Arthur C. Clarke observed that sufficiently advanced technology becomes indistinguishable from magic. AI often produces that reaction. It generates outputs with a speed and fluency that appear almost effortless. But describing it as magic removes responsibility. AI is not magic, it is leverage, and leverage always depends on the structure that uses it. Isaac Asimov, In the “Foundation” trilogy, approached the issue from another perspective, exploring how complex systems can become fragile not because of a lack of intelligence, but because of over reliance on their own internal structures. Sophistication does not guarantee resilience. That insight is directly relevant today.

The risk with AI is not that it will write a memo or produce an article, the risk is that individuals and institutions may become satisfied with fluency and stop demanding understanding. In boardrooms, this is not an abstract concern, AI will influence strategy, governance, capital allocation, and risk management. The question is not whether it will be used, it already is, but whether those using it understand how it changes the nature of judgment. Governance frameworks are emerging, and they are necessary, but they are not sufficient. Governance can structure the use of technology, it cannot substitute for thinking.

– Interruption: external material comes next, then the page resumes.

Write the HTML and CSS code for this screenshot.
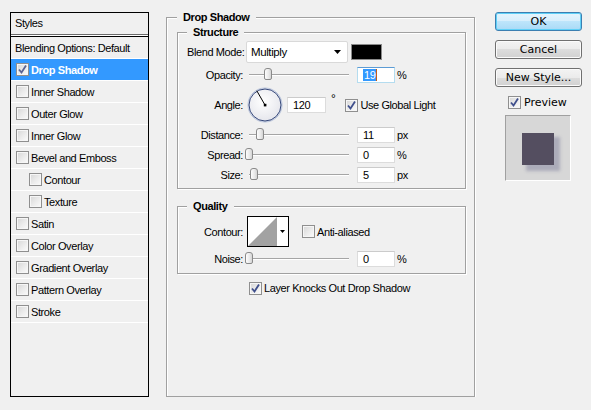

Looking back across the different phases of my life, the pattern is remarkably consistent. Each technological shift has created the same divide. Those who integrate the tool with discipline become more capable. Those who rely on it passively become more exposed. Artificial intelligence will accelerate that divide, it will not eliminate it. The future will not belong to those who reject AI, nor to those who surrender to it, but to those who can integrate it without losing the discipline that makes thinking possible. That requires preserving clarity, scepticism, memory, and the willingness to verify, it requires understanding that speed is not intelligence, and it requires accepting that no tool, however powerful, removes the responsibility to think.

Artificial intelligence is not the end of thinking. It is, so far, the most demanding test of it.